DATA LINES

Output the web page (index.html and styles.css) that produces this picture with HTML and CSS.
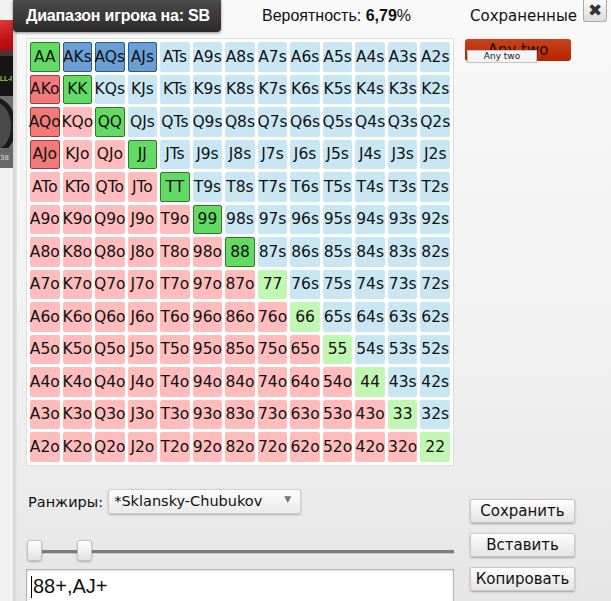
FILE: index.html
```html
<!DOCTYPE html>
<html lang="ru">
<head>
<meta charset="UTF-8" />
<title>Диапазон игрока</title>
<link rel="stylesheet" href="styles.css">
</head>
<body>

<div class="table-strip">
  <div class="strip-top"></div>
  <div class="strip-red"></div>
  <div class="strip-dark"><span class="allin">LL-I</span></div>
  <div class="strip-seat"><div class="seat-ring"></div></div>
  <div class="strip-stack">38</div>
  <div class="strip-rest"></div>
</div>

<div class="dialog">
  <div class="dialog-head">
    <div class="title">Диапазон игрока на: SB</div>
    <div class="odds">Вероятность: <b>6,79</b>%</div>
    <div class="saved-title">Сохраненные</div>
    <div class="close">✖</div>
  </div>

  <div class="dialog-body">
    <div class="hand-box">
      <div class="hand-grid" id="handGrid"></div>
    </div>

    <div class="saved-list">
      <div class="saved-item">Any two
        <span class="saved-tip">Any two</span>
      </div>
    </div>

    <div class="controls">
      <div class="range-row">
        <span class="range-label">Ранжиры:</span>
        <div class="select">*Sklansky-Chubukov<span class="arrow">▼</span></div>
      </div>
      <div class="slider">
        <div class="track"></div>
        <div class="thumb" style="left: 0%"></div>
        <div class="thumb" style="left: 11.7%"></div>
      </div>
      <div class="range-input"><span class="caret"></span>88+,AJ+</div>
    </div>

    <div class="buttons">
      <button class="btn">Сохранить</button>
      <button class="btn">Вставить</button>
      <button class="btn">Копировать</button>
    </div>
  </div>
</div>

<script>
  const ranks = 'AKQJT98765432'.split('');
  const grid = document.getElementById('handGrid');

  for (let i = 0; i < 13; i++) {
    for (let j = 0; j < 13; j++) {
      const cell = document.createElement('div');
      let kind, on;
      if (i === j) {
        cell.textContent = ranks[i] + ranks[j];
        kind = 'pair';
        on = i <= 6;           // 88+
      } else if (j > i) {
        cell.textContent = ranks[i] + ranks[j] + 's';
        kind = 'suited';
        on = i === 0 && j <= 3; // AJs+
      } else {
        cell.textContent = ranks[j] + ranks[i] + 'o';
        kind = 'offsuit';
        on = j === 0 && i <= 3; // AJo+
      }
      cell.className = 'hand ' + kind + (on ? ' on' : '');
      grid.appendChild(cell);
    }
  }
</script>

</body>
</html>
```

FILE: styles.css
```css
body {
  margin: 0;
  width: 611px;
  height: 601px;
  overflow: hidden;
  display: flex;
  font-family: "DejaVu Sans", sans-serif;
  color: #111;
  background: #eee;
}

/* bit of the poker table visible behind the dialog */
.table-strip {
  width: 13px;
  display: flex;
  flex-direction: column;
  flex-shrink: 0;
}
.strip-top { height: 20px; background: #f1f1f1; }
.strip-red {
  height: 31px;
  background: linear-gradient(160deg, #e53a3a, #c01212 60%, #a80d0d);
}
.strip-dark {
  height: 40px;
  background: #151515;
  border-top: 5px solid #3a3a3a;
  overflow: hidden;
}
.allin {
  display: block;
  margin-top: 19px;
  font: bold 7px "Liberation Sans", sans-serif;
  letter-spacing: -0.3px;
  color: #9c3;
  white-space: nowrap;
}
.strip-seat {
  height: 52px;
  background: #6f6f6f;
  overflow: hidden;
  position: relative;
}
.seat-ring {
  position: absolute;
  left: -24px;
  top: 2px;
  width: 30px;
  height: 46px;
  border-radius: 50%;
  border: 5px solid #1a1a1a;
  background: #4a4a4a;
}
.strip-stack {
  height: 20px;
  background: #686868;
  color: #ddd;
  font-size: 7px;
  line-height: 20px;
}
.strip-rest { flex: 1; background: #f2f2f2; }

/* dialog */
.dialog {
  flex: 1;
  display: flex;
  flex-direction: column;
  background:
    linear-gradient(to right, #d3d3d3, #e6e6e6 4px, transparent 4px),
    linear-gradient(#f9f9f9, #f1f1f1 60%, #e6e6e6);
}

.dialog-head {
  display: flex;
  align-items: flex-start;
  height: 32px;
}
.title {
  width: 195px;
  height: 32px;
  padding-left: 13px;
  font: bold 16px/32px "Liberation Sans", sans-serif;
  letter-spacing: -0.2px;
  white-space: nowrap;
  color: #fff;
  background: linear-gradient(#4b4b4b, #2a2a2a);
  border-radius: 0 0 4px 4px;
  box-shadow: 0 1px 3px rgba(0,0,0,0.45);
}
.odds {
  margin-left: 41px;
  font: 16px/32px "Liberation Sans", sans-serif;
}
.odds b { font-weight: bold; }
.saved-title {
  margin-left: auto;
  font-size: 15px;
  line-height: 32px;
}
.close {
  width: 22px;
  height: 21px;
  margin: 0 4px 0 6px;
  text-align: center;
  font-size: 17px;
  line-height: 21px;
  color: #333;
  background: linear-gradient(#fafafa, #dcdcdc);
  border: 1px solid #aaa;
  border-top: none;
  border-radius: 0 0 3px 3px;
}

.dialog-body {
  display: grid;
  grid-template-columns: 428px 110px;
  column-gap: 11px;
  padding: 6px 0 0 13px;
}

.hand-box {
  background: #fff;
  border: 1px solid #dedede;
  padding: 3px;
}
.hand-grid {
  display: grid;
  grid-template-columns: repeat(13, minmax(0, 1fr));
  grid-auto-rows: 29.5px;
  gap: 3px;
  width: 420px;
}
.hand {
  display: flex;
  align-items: center;
  justify-content: center;
  min-width: 0;
  font-size: 15.5px;
  white-space: nowrap;
  border-radius: 2px;
  border: 1px solid transparent;
}
.pair { background: #c2f7b3; }
.suited { background: #c9e7f3; }
.offsuit { background: #ffbcbc; }
.pair.on { background: #63da63; border-color: #2f7a2f; }
.suited.on { background: #6a9fd5; border-color: #2c5b8a; }
.offsuit.on { background: #f37a7a; border-color: #a43838; }

.saved-list {
  padding-top: 1px;
}
.saved-item {
  position: relative;
  width: 106px;
  height: 22px;
  line-height: 22px;
  text-align: center;
  font-size: 15px;
  color: #2a0a05;
  background: linear-gradient(#c8421d, #bd3210 55%, #b32500);
  border-radius: 3px;
}
.saved-tip {
  position: absolute;
  left: 2px;
  top: 11px;
  width: 68px;
  height: 11px;
  line-height: 11px;
  font-size: 9px;
  color: #222;
  background: #f4f4f4;
  border: 1px solid #c4c4c4;
}

.controls {
  padding-top: 24px;
}
.range-row {
  display: flex;
  align-items: center;
  height: 24px;
}
.range-label {
  margin-left: 2px;
  font-size: 14.5px;
}
.select {
  position: relative;
  margin-left: 5px;
  width: 186px;
  height: 23px;
  padding-left: 5px;
  line-height: 23px;
  font-size: 14.5px;
  background: linear-gradient(#fdfdfd, #eaeaea);
  border: 1px solid #cdcdcd;
  border-radius: 3px;
  box-shadow: 0 1px 2px rgba(0,0,0,0.25);
}
.arrow {
  position: absolute;
  right: 9px;
  top: -2px;
  font-size: 9px;
  color: #777;
}

.slider {
  position: relative;
  height: 20px;
  margin-top: 26px;
  margin-left: 1px;
}
.track {
  position: relative;
  top: 10px;
  height: 3px;
  background: #7b7b7b;
  border-bottom: 1px solid #c8c8c8;
}
.thumb {
  position: absolute;
  top: 0;
  width: 13px;
  height: 19px;
  background: linear-gradient(#ffffff, #e2e2e2);
  border: 1px solid #c2c2c2;
  border-radius: 3px;
  box-shadow: 0 1px 2px rgba(0,0,0,0.25);
}

.range-input {
  display: flex;
  align-items: center;
  height: 34px;
  margin-top: 9px;
  padding-left: 4px;
  font: 20px "Liberation Sans", sans-serif;
  background: #fff;
  border: 1px solid #b5b5b5;
  box-shadow: inset 0 1px 2px rgba(0,0,0,0.15);
}
.caret {
  width: 1px;
  height: 22px;
  background: #000;
  margin-right: 1px;
}

.buttons {
  display: flex;
  flex-direction: column;
  gap: 10px;
  padding: 33px 0 0 5px;
}
.btn {
  width: 105px;
  height: 24px;
  padding: 0;
  font: 15px "DejaVu Sans", sans-serif;
  color: #111;
  background: linear-gradient(#fefefe, #e4e4e4);
  border: 1px solid #c9c9c9;
  border-radius: 2px;
  box-shadow: 0 1px 2px rgba(0,0,0,0.3);
}
```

WORK TO DO
Copy each line containing the word "index" from the data.

SOLUTION FOR THIS TASK
Output the web page (index.html and styles.css) that produces this picture with HTML and CSS.
FILE: index.html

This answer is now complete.